[PROBLEM DESCRIPTION]:
Copy each line in the data that includes the word "TypeScript".

[DATA]:

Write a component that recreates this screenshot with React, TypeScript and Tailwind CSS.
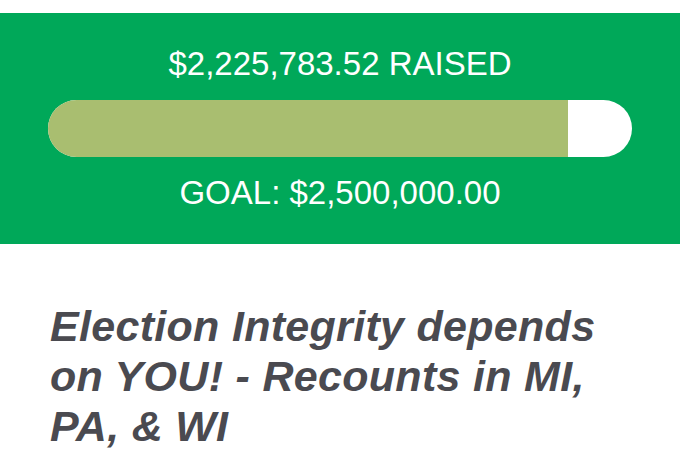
const raised = 2225783.52;
const goal = 2500000;

function money(n: number) {
  return "$" + n.toLocaleString("en-US", { minimumFractionDigits: 2, maximumFractionDigits: 2 });
}

export default function App() {
  const pct = (raised / goal) * 100;
  return (
    <div className="w-[680px] h-[470px] bg-white pt-[13px] overflow-hidden" style={{ fontFamily: '"Liberation Sans", Arial, sans-serif' }}>
      <div className="bg-[#00a859] h-[231px] flex flex-col items-center pt-[32px] px-[48px] text-white">
        <div className="text-[33px] leading-[38px]">{money(raised)} RAISED</div>
        <div className="w-full h-[57px] mt-[17px] rounded-full bg-white overflow-hidden flex">
          <div className="h-full bg-[#a9be70]" style={{ width: `${pct}%` }} />
        </div>
        <div className="text-[33px] leading-[38px] mt-[17px]">GOAL: {money(goal)}</div>
      </div>
      <h1 className="pl-[50px] pr-[50px] pt-[57px] text-[43px] leading-[50px] tracking-[0.3px] font-bold italic text-[#4a4a50]">
        Election Integrity depends on YOU! - Recounts in MI, PA, &amp; WI
      </h1>
    </div>
  );
}
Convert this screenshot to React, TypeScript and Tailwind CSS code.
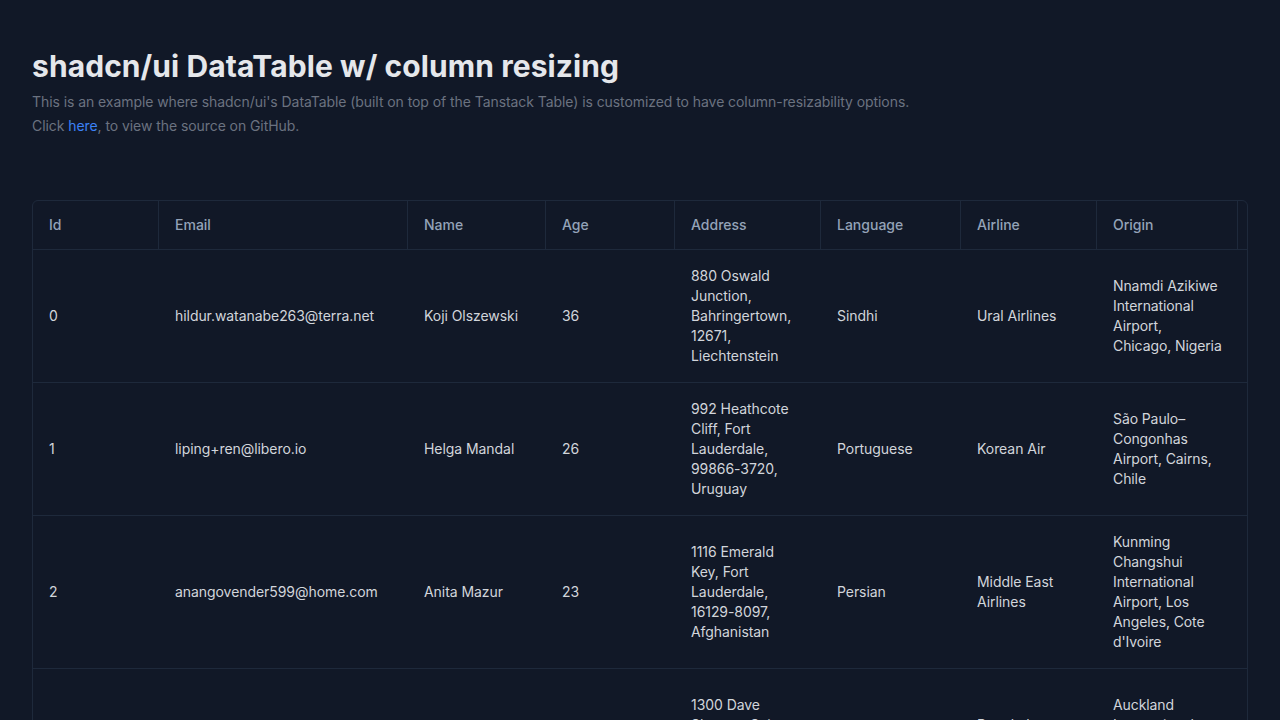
import React from 'react';

const COLUMNS = [
  { label: 'Id', width: 'w-[126px]' },
  { label: 'Email', width: 'w-[249px]' },
  { label: 'Name', width: 'w-[138px]' },
  { label: 'Age', width: 'w-[129px]' },
  { label: 'Address', width: 'w-[146px]' },
  { label: 'Language', width: 'w-[140px]' },
  { label: 'Airline', width: 'w-[136px]' },
  { label: 'Origin', width: 'w-[141px]' },
];

const ROWS = [
  ['0', 'hildur.watanabe263@terra.net', 'Koji Olszewski', '36', '880 Oswald Junction, Bahringertown, 12671, Liechtenstein', 'Sindhi', 'Ural Airlines', 'Nnamdi Azikiwe International Airport, Chicago, Nigeria'],
  ['1', 'liping+ren@libero.io', 'Helga Mandal', '26', '992 Heathcote Cliff, Fort Lauderdale, 99866-3720, Uruguay', 'Portuguese', 'Korean Air', 'São Paulo–Congonhas Airport, Cairns, Chile'],
  ['2', 'anangovender599@home.com', 'Anita Mazur', '23', '1116 Emerald Key,\u00a0Fort Lauderdale, 16129-8097, Afghanistan', 'Persian', 'Middle East Airlines', "Kunming Changshui International Airport, Los Angeles, Cote d'Ivoire"],
  ['3', '', '', '', '1300 Dave Skyway, Cairns, 40127-8812, Norway', '', 'Bangkok Airways', 'Auckland International Airport, Oslo, Peru'],
];

export default function App() {
  return (
    <div className="h-screen overflow-hidden bg-[#111827] px-8 pt-12 font-['Inter',sans-serif]">
      <h1 className="text-3xl font-bold tracking-[0.08px] text-[#e5e7eb]">shadcn/ui DataTable w/ column resizing</h1>
      <p className="mt-1.5 text-sm leading-6 tracking-[-0.07px] text-[#6b7280]">
        This is an example where shadcn/ui's DataTable (built on top of the Tanstack Table) is customized to have column-resizability options.
        <br />
        Click <a className="text-[#3b82f6]">here</a>, to view the source on GitHub.
      </p>
      <div className="mt-[62px] overflow-hidden rounded-md border border-[#1e293b]">
        <table className="w-[1365px] table-fixed border-separate border-spacing-0 text-sm">
          <thead>
            <tr>
              {COLUMNS.map((col) => (
                <th
                  key={col.label}
                  className={`${col.width} h-[49px] border-r border-b border-[#1e293b] px-4 text-left font-medium text-[#94a3b8]`}
                >
                  {col.label}
                </th>
              ))}
              <th className="border-b border-[#1e293b]" />
            </tr>
          </thead>
          <tbody>
            {ROWS.map((row) => (
              <tr key={row[0]}>
                {row.map((cell, i) => (
                  <td
                    key={i}
                    className={`h-[133px] border-b border-[#1e293b] p-4 align-middle text-[#d1d5db] ${i === 7 ? 'tracking-[-0.1px]' : 'tracking-[-0.06px]'}`}
                  >
                    {cell}
                  </td>
                ))}
                <td className="border-b border-[#1e293b]" />
              </tr>
            ))}
          </tbody>
        </table>
      </div>
    </div>
  );
}
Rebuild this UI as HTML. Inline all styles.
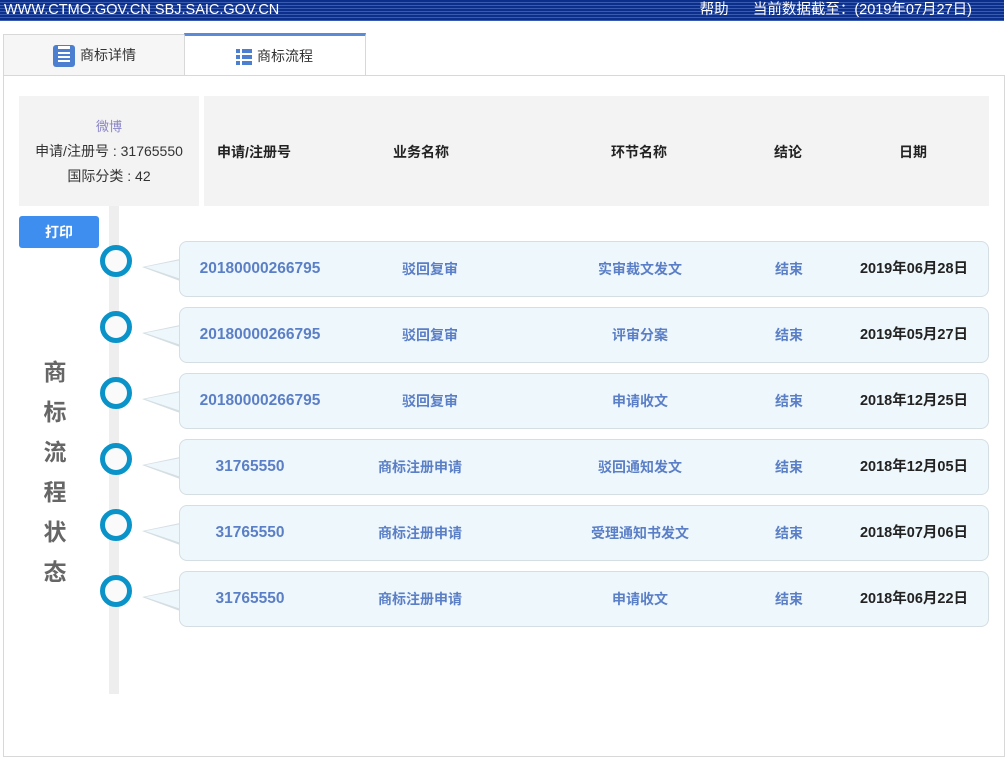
<!DOCTYPE html>
<html><head><meta charset="utf-8"><style>
*{margin:0;padding:0;box-sizing:border-box}
body{width:1008px;height:759px;background:#fff;font-family:"Liberation Sans","Noto Sans CJK SC",sans-serif;position:relative;overflow:hidden;font-size:13px}
.top{position:absolute;left:0;top:0;width:1004px;height:21px;background:repeating-linear-gradient(#0d2f8c 0 2px,#3a5cb0 2px 3px);color:#fff;font-size:14.5px;line-height:21px}
.top .l{position:absolute;left:4px}
.top .r{position:absolute;right:32px}
.tab1{position:absolute;left:3px;top:34px;width:182px;height:42px;background:#f6f6f6;border:1px solid #d8d8d8;font-size:14px;color:#333;line-height:40px;padding-left:48px}
.tab2{position:absolute;left:184px;top:33px;width:182px;height:43px;background:#fff;border:1px solid #d8d8d8;border-top:3px solid #5b8bd6;border-bottom:none;font-size:14px;color:#333;line-height:40px;padding-left:72px}
.main{position:absolute;left:3px;top:75px;width:1002px;height:682px;border:1px solid #d8d8d8}
.abs{position:absolute}
.hl{left:19px;top:96px;width:180px;height:110px;background:#f3f3f3;text-align:center;color:#333;font-size:14px;line-height:25px;padding-top:18px}
.hr{left:204px;top:96px;width:785px;height:110px;background:#f3f3f3;font-weight:bold;font-size:14px;color:#222}
.hr span,.row span{position:absolute;transform:translateX(-50%);white-space:nowrap}
.btn{left:19px;top:216px;width:80px;height:32px;background:#3e8ef0;border-radius:3px;color:#fff;font-weight:bold;text-align:center;line-height:32px;font-size:14px}
.bar{left:109px;top:206px;width:10px;height:488px;background:#eee}
.circ{width:32px;height:32px;border:5px solid #0a93c8;border-radius:50%;background:#fafafa}
.row{left:179px;width:810px;height:56px;background:#eef7fb;border:1px solid #d5dee3;border-radius:8px;font-weight:bold;color:#5b7fc7;font-size:14px;line-height:54px}
.row .n{font-size:15.5px}
.row .d{color:#222;font-size:14.5px}
.tri{width:0;height:0;border-top:8px solid transparent;border-bottom:14px solid transparent;border-right:38px solid #d5dee3}
.tri2{width:0;height:0;border-top:7px solid transparent;border-bottom:12px solid transparent;border-right:36px solid #eef7fb}
.vt{left:40px;top:352px;width:30px;font-size:23px;font-weight:bold;color:#666;line-height:40px;text-align:center}
</style></head><body>
<div class="top"><span class="l">WWW.CTMO.GOV.CN SBJ.SAIC.GOV.CN</span><span class="r">帮助&nbsp;&nbsp;&nbsp;&nbsp;&nbsp;&nbsp;当前数据截至：(2019年07月27日)</span></div>
<div class="tab1"><svg style="position:absolute;left:49px;top:10px" width="22" height="22"><rect width="22" height="22" rx="3" fill="#4d7fd0"/><rect x="5" y="1" width="12" height="3" fill="#fff"/><rect x="5" y="7" width="12" height="2" fill="#fff"/><rect x="5" y="11" width="12" height="2" fill="#fff"/><rect x="5" y="15" width="12" height="2" fill="#fff"/></svg><span style="margin-left:28px">商标详情</span></div>
<div class="tab2"><svg style="position:absolute;left:51px;top:13px" width="16" height="16"><g fill="#4d7fd0"><rect x="0" y="0" width="4" height="4"/><rect x="6" y="0" width="10" height="4"/><rect x="0" y="6" width="4" height="4"/><rect x="6" y="6" width="10" height="4"/><rect x="0" y="12" width="4" height="4"/><rect x="6" y="12" width="10" height="4"/></g></svg>商标流程</div>
<div class="main"></div>
<div class="abs hl"><div style="color:#8a85c8;font-size:13px">微博</div><div>申请/注册号 : 31765550</div><div>国际分类 : 42</div></div>
<div class="abs hr"><span style="left:50px;top:46px">申请/注册号</span><span style="left:217px;top:46px">业务名称</span><span style="left:435px;top:46px">环节名称</span><span style="left:584px;top:46px">结论</span><span style="left:709px;top:46px">日期</span></div>
<div class="abs btn">打印</div>
<div class="abs bar"></div>
<div class="abs vt">商<br>标<br>流<br>程<br>状<br>态</div>
<div class="abs" style="left:0;top:0">
<div class="abs tri" style="left:142px;top:259px"></div><div class="abs tri2" style="left:145px;top:260px"></div>
<div class="abs row" style="top:241px"><span class="n" style="left:80px">20180000266795</span><span style="left:250px">驳回复审</span><span style="left:460px">实审裁文发文</span><span style="left:609px">结束</span><span class="d" style="left:734px">2019年06月28日</span></div>
<div class="abs circ" style="left:100px;top:245px"></div>
<div class="abs tri" style="left:142px;top:325px"></div><div class="abs tri2" style="left:145px;top:326px"></div>
<div class="abs row" style="top:307px"><span class="n" style="left:80px">20180000266795</span><span style="left:250px">驳回复审</span><span style="left:460px">评审分案</span><span style="left:609px">结束</span><span class="d" style="left:734px">2019年05月27日</span></div>
<div class="abs circ" style="left:100px;top:311px"></div>
<div class="abs tri" style="left:142px;top:391px"></div><div class="abs tri2" style="left:145px;top:392px"></div>
<div class="abs row" style="top:373px"><span class="n" style="left:80px">20180000266795</span><span style="left:250px">驳回复审</span><span style="left:460px">申请收文</span><span style="left:609px">结束</span><span class="d" style="left:734px">2018年12月25日</span></div>
<div class="abs circ" style="left:100px;top:377px"></div>
<div class="abs tri" style="left:142px;top:457px"></div><div class="abs tri2" style="left:145px;top:458px"></div>
<div class="abs row" style="top:439px"><span class="n" style="left:70px">31765550</span><span style="left:240px">商标注册申请</span><span style="left:460px">驳回通知发文</span><span style="left:609px">结束</span><span class="d" style="left:734px">2018年12月05日</span></div>
<div class="abs circ" style="left:100px;top:443px"></div>
<div class="abs tri" style="left:142px;top:523px"></div><div class="abs tri2" style="left:145px;top:524px"></div>
<div class="abs row" style="top:505px"><span class="n" style="left:70px">31765550</span><span style="left:240px">商标注册申请</span><span style="left:460px">受理通知书发文</span><span style="left:609px">结束</span><span class="d" style="left:734px">2018年07月06日</span></div>
<div class="abs circ" style="left:100px;top:509px"></div>
<div class="abs tri" style="left:142px;top:589px"></div><div class="abs tri2" style="left:145px;top:590px"></div>
<div class="abs row" style="top:571px"><span class="n" style="left:70px">31765550</span><span style="left:240px">商标注册申请</span><span style="left:460px">申请收文</span><span style="left:609px">结束</span><span class="d" style="left:734px">2018年06月22日</span></div>
<div class="abs circ" style="left:100px;top:575px"></div>
</div>
</body></html>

[CORRECT OUTPUT]:
Write a component that recreates this screenshot with React, TypeScript and Tailwind CSS.
Convert this screenshot to React, TypeScript and Tailwind CSS code.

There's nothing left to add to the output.